Well yet again I cleared another hurdle...my landlord came over to look things over and to see if I would be able to manage things here. She had no complaints and was I think somewhat surprised of how well things were kept. I am sure she was thinking that the place was gonna be upside down and gross looking...but that ain't my style. I think I am getting sick though...I slept 7 hrs last night...and 2 hrs this afternoon, but I don't feel right...I feel like I have no energy at all...yeah I know, stress, depression...all of it are starting to affect me now....if someone out there can hear me "HELP"!!! Anyway this was just a short entry, so i'll be back probably later on.
Anger....
Well today was the first day I actually got angry for everything that has happened...first it started off as the worst sadness I have ever felt to date...listening to a song at the doctors office and seeing my whole life with my family flash before my eyes...even when I look in the mirror I do not see happiness in them...just total sadness...it's something I don't think I could hide from people even if I tried. I cam e home and crashed out @ 3:30pm and slept for a couple of hours, and again the dreams were there...but this time the people who were in it were hiding things from me...then I woke up feeling angry...like the whole world knows and knew what was going on and it was all done behind my back...in fact someone was reading a letter Tina had wrote in my dreams, and it stated those things...My anger is not directed towards anyone imparticular, but I feel it for the first time...I don't like it...are these one of the many emotions I am supposed to feel?
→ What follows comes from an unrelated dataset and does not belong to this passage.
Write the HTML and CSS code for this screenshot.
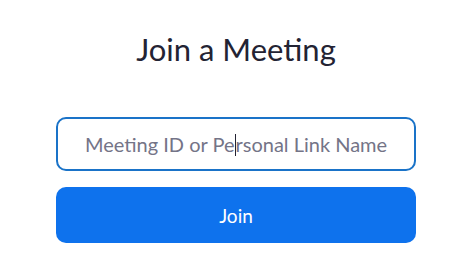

I ate and went out to mow the lawn and all I could see were daddies and their children taking a walk since the rain stopped and the sun came out...I could even almost see Dregan and Kiara helping rake and clean up the lawn after I finished mowing it...I don't know what I will do tonight...My doctor said I should sleep, but I told him my fears...and he even told me he has seen more cases of what I am going through then he likes to admit...it even happened to some of his friends who are doctors...go figure...he felt very bad for me...but unfortunately I live in a place where if a woman says anything like "He Hit Me" or anything along those lines they are believed instantly without question, then their allegations are solidified by feminist social workers...so in the end men always lose....but then there is me...I may have no strength right now to fight back...but the amount of info I have about Tina should be enough to discredit her...not destroy her like she is me, because I would only be playing her game, and I do not want to have my children look at their mommy in that way...this is between her and I...They need their mommy regardless...I don't quit...I will only quit when I have lost everything, and put behind bars for crimes I never committed....because then is the only time when hope has run out. I miss you both so much Dre and my Princess Kiara...2 more days till Daddy sees you again!